Tayvan'dan Şok İddia: Çin'e Ait 34 Askeri Hava Aracı ve 16 Gemi Görüldü!
2024-12-12
Yazar: Hatice
Tayvan Savunma Bakanlığı, sosyal medya platformu X'te yaptığı açıklamada, dünden bu sabah saatlerine kadar 34 askeri hava aracının Tayvan Adası çevresinde görüldüğünü duyurdu. Bu hava araçlarından 22'sinin, Tayvan Boğazındaki orta çizgiyi geçerek, Tayvan'ın ‘Hava Savunma Tanımlama Bölgesi' ilan ettiği sahanın kuzey, güneybatı ve doğu bölümlerinde uçtuğu bildirildi.
Ayrıca, adanın çevresinde Çin donanmasına ait 16 savaş gemisinin tespit edildiği bilgisi de aktarıldı. Bu önemli gelişmeler, bölgedeki askeri hareketliliğin giderek arttığını gösteriyor.
Tayvan Savunma Bakanlığı, bu durumun bir tatbikatın habercisi olabileceğini değerlendiriyor. Geçen hafta Çin Halk Kurtuluş Ordusu'nun (ÇHKO), Tayvan Adası'nın karşı kıyısındaki Ciciang ve Fucien eyaletlerinin doğusunda 7 hava sahası bölgesini kapattığını açıklamıştı. Bunun yanı sıra, ÇHKO'nun Doğu, Kuzey ve Güney Cephe Komutanlıklarından gelen donanma unsurlarının sahil güvenlik gemileriyle birlikte Tayvan Boğazı çevresinde ve Batı Pasifik'teki sularda aktif oldukları bildirildi.

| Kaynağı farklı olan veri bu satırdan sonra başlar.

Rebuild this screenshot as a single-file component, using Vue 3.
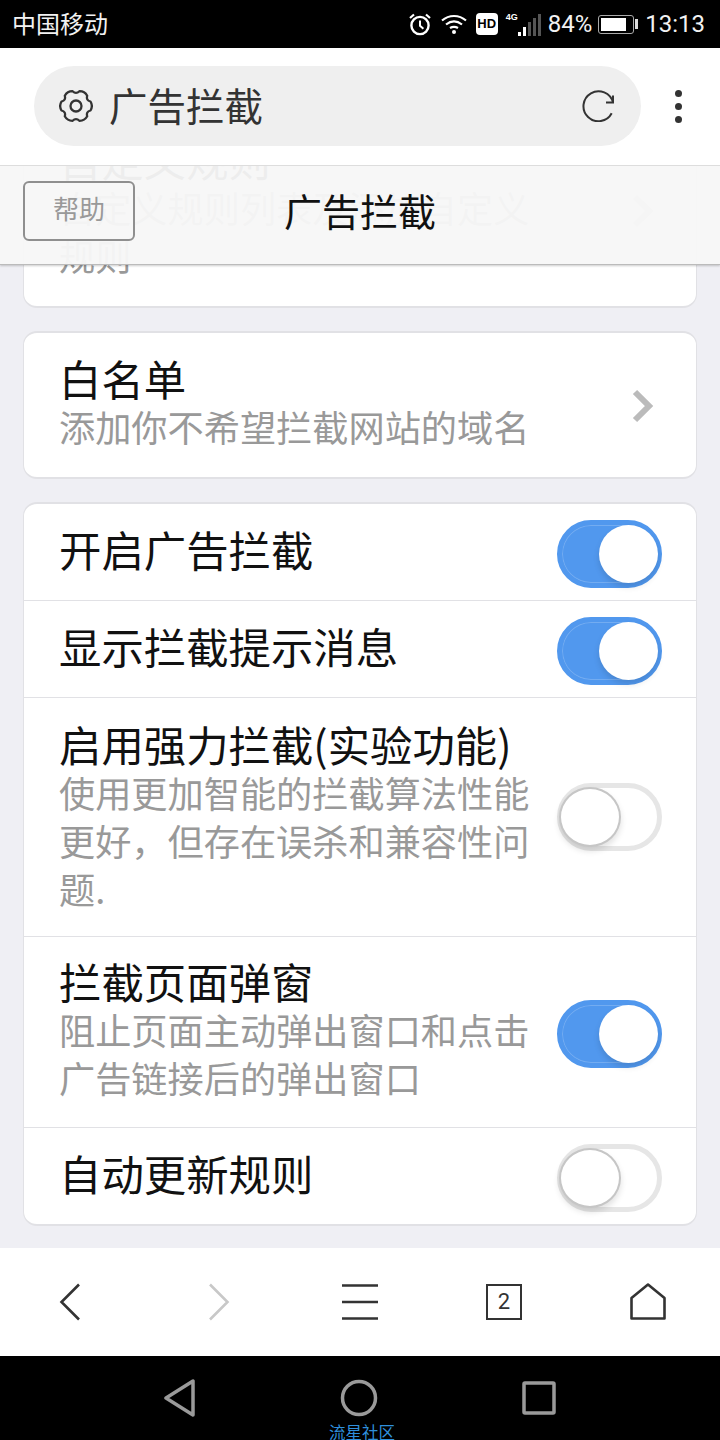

Bölgedeki askeri hareketliliğin artması, uluslararası güvenlik dinamiklerini de etkileyebilir. Özellikle, Çin'in resmi olarak Tayvan'ı kendi topraklarının bir parçası olarak gördüğünü ve bağımsızlık taleplerine karşı sert bir tutum sergilediği göz önüne alındığında, bu gelişmeler uluslararası arenada geniş yankı uyandırabilir.
Öte yandan, Tayvan lideri Lai Ching-te'nin geçtiğimiz hafta Pasifik ada ülkeleri Marshall Adaları, Tuvalu ve Palau'yu ziyareti sırasında ABD’nin Hawaii ve Guam adalarına uğrayarak temaslarda bulunması, Pekin’in tepkisiyle karşılaştı. Bu durum, ABD-Tayvan ilişkilerinin güçlenmesinin yanı sıra, Çin’in bölgedeki etkisinin sorgulanmasına neden oluyor.
Tayvan’ın 1949'dan bu yana fiili bağımsızlık sürdürdüğü ve ana karadan gelen tehditlerle nasıl başa çıkacağı, bölgedeki gerginliklerin artması durumunda önemli bir konu olmaya devam edecektir. Uluslararası gözlemciler, bu durumun, gelecekteki jeopolitik dengenin nasıl şekilleneceği açısından kritik bir gösterge olabileceğini belirtiyor.